If $Y$ is finite dimensional, then for every non-separable space $X$ the answer to your question is positive. Since $Y$ is finite dimensional it is, of course, separable. Consider arbitrary closed subspace $X_0\subset X$ with codimension equal to $\mathrm{dim}(Y)$. Since this dimensions are finite you have a lot of ismorphisms between $X/X_0$ and $Y$. Lets take one $I:X/X_0\to Y$. Consider standard projection $\pi :X\to X/X_0$, then the desired map is $T=I\circ \pi$. It is linear continuous and surjective as composition of continuous surjective linear maps.
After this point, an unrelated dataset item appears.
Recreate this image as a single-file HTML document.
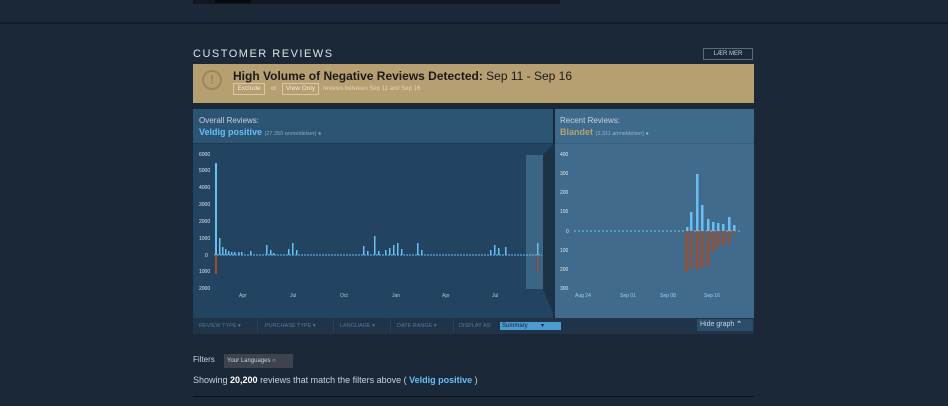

If $Y$ is separable and infinite dimensional then for some non-separable spaces $X$ the answer to your question is positive. The easiest example (provided by David Mitra) is the following: take $X=\ell_\infty\oplus_1 Y$ and consider projection $ \pi:\ell_\infty\oplus_1 Y\to Y:(z,y)\mapsto y $

In general if $Y$ is infinite dimensional and separable, it is not know whether for arbitrary non-seprable $X$ there exist surjective operator $T:X\to Y$. In fact this question is related to the following well known open "separable quotients problem": $ \text{ Does every Banach space have separable quotient } $ $ \text{ by closed subspace of infinite codimension? } $ There are wide classes of non-separable Banach spaces whose quotients are separable. For details see this answer on mathoverflow.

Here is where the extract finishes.